(Records from a dataset)
---------------

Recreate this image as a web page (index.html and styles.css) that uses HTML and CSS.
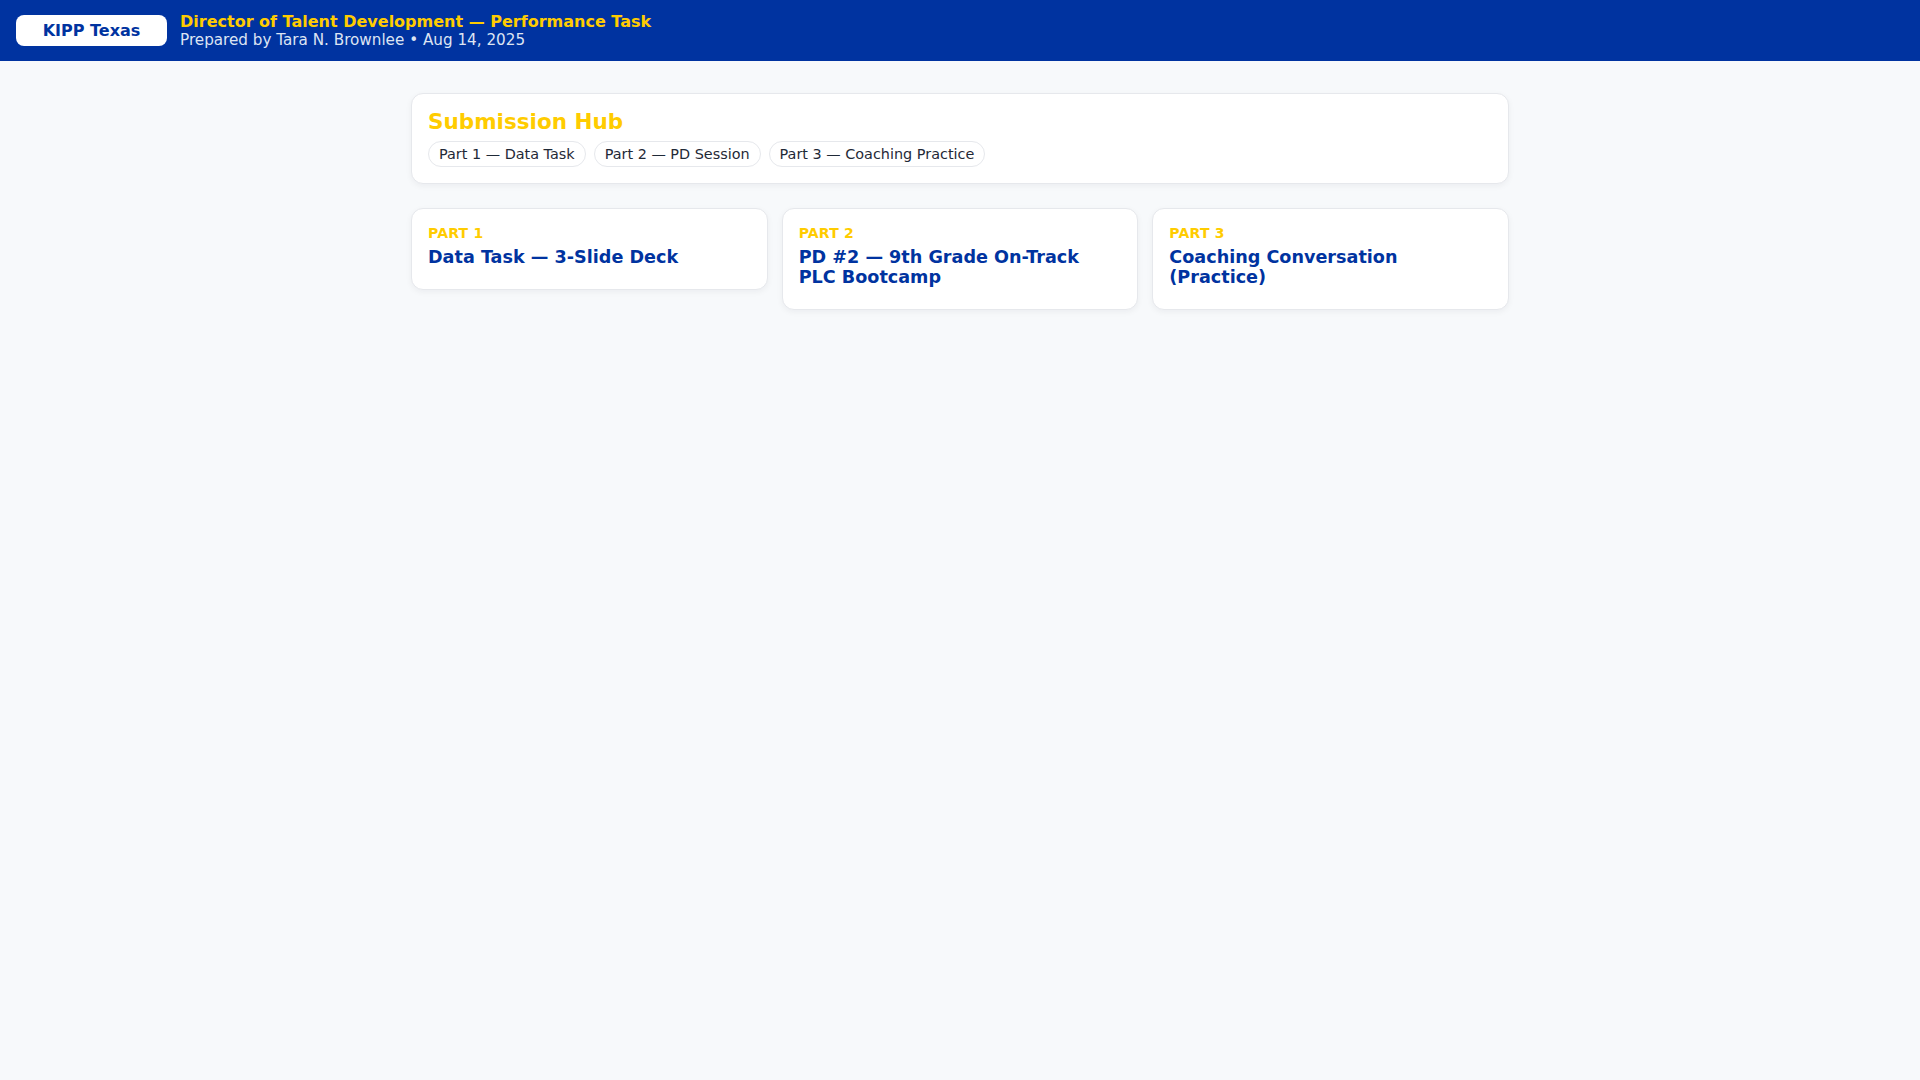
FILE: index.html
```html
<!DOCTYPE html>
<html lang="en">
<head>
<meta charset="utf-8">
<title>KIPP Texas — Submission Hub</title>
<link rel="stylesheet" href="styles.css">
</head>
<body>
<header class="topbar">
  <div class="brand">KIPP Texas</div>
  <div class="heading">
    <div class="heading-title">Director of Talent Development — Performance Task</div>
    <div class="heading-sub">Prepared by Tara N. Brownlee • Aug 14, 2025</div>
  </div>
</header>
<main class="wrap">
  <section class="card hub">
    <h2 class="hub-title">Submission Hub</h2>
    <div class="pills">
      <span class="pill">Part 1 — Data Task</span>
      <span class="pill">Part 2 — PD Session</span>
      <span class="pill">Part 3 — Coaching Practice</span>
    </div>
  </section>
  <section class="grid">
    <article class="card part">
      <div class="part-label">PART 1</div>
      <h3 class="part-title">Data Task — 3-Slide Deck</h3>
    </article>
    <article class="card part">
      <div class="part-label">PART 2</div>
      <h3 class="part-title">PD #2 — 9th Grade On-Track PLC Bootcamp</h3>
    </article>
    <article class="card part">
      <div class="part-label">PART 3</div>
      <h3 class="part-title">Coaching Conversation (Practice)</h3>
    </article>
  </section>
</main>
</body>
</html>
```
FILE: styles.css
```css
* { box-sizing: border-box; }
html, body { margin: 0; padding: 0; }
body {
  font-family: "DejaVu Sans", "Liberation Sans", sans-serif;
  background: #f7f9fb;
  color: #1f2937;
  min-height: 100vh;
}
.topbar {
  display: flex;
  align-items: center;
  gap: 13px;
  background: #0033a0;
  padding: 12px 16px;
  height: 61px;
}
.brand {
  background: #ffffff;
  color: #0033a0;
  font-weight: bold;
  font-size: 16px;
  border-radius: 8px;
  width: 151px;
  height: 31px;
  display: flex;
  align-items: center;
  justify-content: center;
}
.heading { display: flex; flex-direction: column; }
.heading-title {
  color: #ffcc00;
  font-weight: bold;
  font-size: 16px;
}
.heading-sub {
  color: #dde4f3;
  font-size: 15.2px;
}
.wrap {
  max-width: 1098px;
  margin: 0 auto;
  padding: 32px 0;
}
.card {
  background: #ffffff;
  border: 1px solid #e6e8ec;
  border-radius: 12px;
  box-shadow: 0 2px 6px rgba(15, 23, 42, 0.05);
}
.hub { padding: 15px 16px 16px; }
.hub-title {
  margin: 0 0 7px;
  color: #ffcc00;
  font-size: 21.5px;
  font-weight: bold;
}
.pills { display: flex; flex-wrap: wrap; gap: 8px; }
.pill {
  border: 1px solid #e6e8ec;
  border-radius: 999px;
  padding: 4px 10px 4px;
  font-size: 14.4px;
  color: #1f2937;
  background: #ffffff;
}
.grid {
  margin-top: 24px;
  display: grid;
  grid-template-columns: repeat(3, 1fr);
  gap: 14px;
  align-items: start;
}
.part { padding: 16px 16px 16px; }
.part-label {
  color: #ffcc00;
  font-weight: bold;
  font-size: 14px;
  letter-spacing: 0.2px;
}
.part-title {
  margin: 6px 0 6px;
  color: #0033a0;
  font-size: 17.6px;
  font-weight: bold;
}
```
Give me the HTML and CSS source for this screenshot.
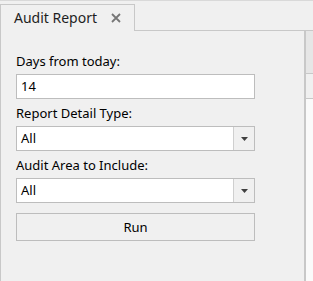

---------------

= Given problem =
Strip out the images, then output the records above word for word.

= Solution for this problem =
Recreate this image as a web page (index.html and styles.css) that uses HTML and CSS.
FILE: index.html
```html
<!DOCTYPE html>
<html lang="en">
<head>
<meta charset="utf-8">
<title>KIPP Texas — Submission Hub</title>
<link rel="stylesheet" href="styles.css">
</head>
<body>
<header class="topbar">
  <div class="brand">KIPP Texas</div>
  <div class="heading">
    <div class="heading-title">Director of Talent Development — Performance Task</div>
    <div class="heading-sub">Prepared by Tara N. Brownlee • Aug 14, 2025</div>
  </div>
</header>
<main class="wrap">
  <section class="card hub">
    <h2 class="hub-title">Submission Hub</h2>
    <div class="pills">
      <span class="pill">Part 1 — Data Task</span>
      <span class="pill">Part 2 — PD Session</span>
      <span class="pill">Part 3 — Coaching Practice</span>
    </div>
  </section>
  <section class="grid">
    <article class="card part">
      <div class="part-label">PART 1</div>
      <h3 class="part-title">Data Task — 3-Slide Deck</h3>
    </article>
    <article class="card part">
      <div class="part-label">PART 2</div>
      <h3 class="part-title">PD #2 — 9th Grade On-Track PLC Bootcamp</h3>
    </article>
    <article class="card part">
      <div class="part-label">PART 3</div>
      <h3 class="part-title">Coaching Conversation (Practice)</h3>
    </article>
  </section>
</main>
</body>
</html>
```
FILE: styles.css
```css
* { box-sizing: border-box; }
html, body { margin: 0; padding: 0; }
body {
  font-family: "DejaVu Sans", "Liberation Sans", sans-serif;
  background: #f7f9fb;
  color: #1f2937;
  min-height: 100vh;
}
.topbar {
  display: flex;
  align-items: center;
  gap: 13px;
  background: #0033a0;
  padding: 12px 16px;
  height: 61px;
}
.brand {
  background: #ffffff;
  color: #0033a0;
  font-weight: bold;
  font-size: 16px;
  border-radius: 8px;
  width: 151px;
  height: 31px;
  display: flex;
  align-items: center;
  justify-content: center;
}
.heading { display: flex; flex-direction: column; }
.heading-title {
  color: #ffcc00;
  font-weight: bold;
  font-size: 16px;
}
.heading-sub {
  color: #dde4f3;
  font-size: 15.2px;
}
.wrap {
  max-width: 1098px;
  margin: 0 auto;
  padding: 32px 0;
}
.card {
  background: #ffffff;
  border: 1px solid #e6e8ec;
  border-radius: 12px;
  box-shadow: 0 2px 6px rgba(15, 23, 42, 0.05);
}
.hub { padding: 15px 16px 16px; }
.hub-title {
  margin: 0 0 7px;
  color: #ffcc00;
  font-size: 21.5px;
  font-weight: bold;
}
.pills { display: flex; flex-wrap: wrap; gap: 8px; }
.pill {
  border: 1px solid #e6e8ec;
  border-radius: 999px;
  padding: 4px 10px 4px;
  font-size: 14.4px;
  color: #1f2937;
  background: #ffffff;
}
.grid {
  margin-top: 24px;
  display: grid;
  grid-template-columns: repeat(3, 1fr);
  gap: 14px;
  align-items: start;
}
.part { padding: 16px 16px 16px; }
.part-label {
  color: #ffcc00;
  font-weight: bold;
  font-size: 14px;
  letter-spacing: 0.2px;
}
.part-title {
  margin: 6px 0 6px;
  color: #0033a0;
  font-size: 17.6px;
  font-weight: bold;
}
```
Give me the HTML and CSS source for this screenshot.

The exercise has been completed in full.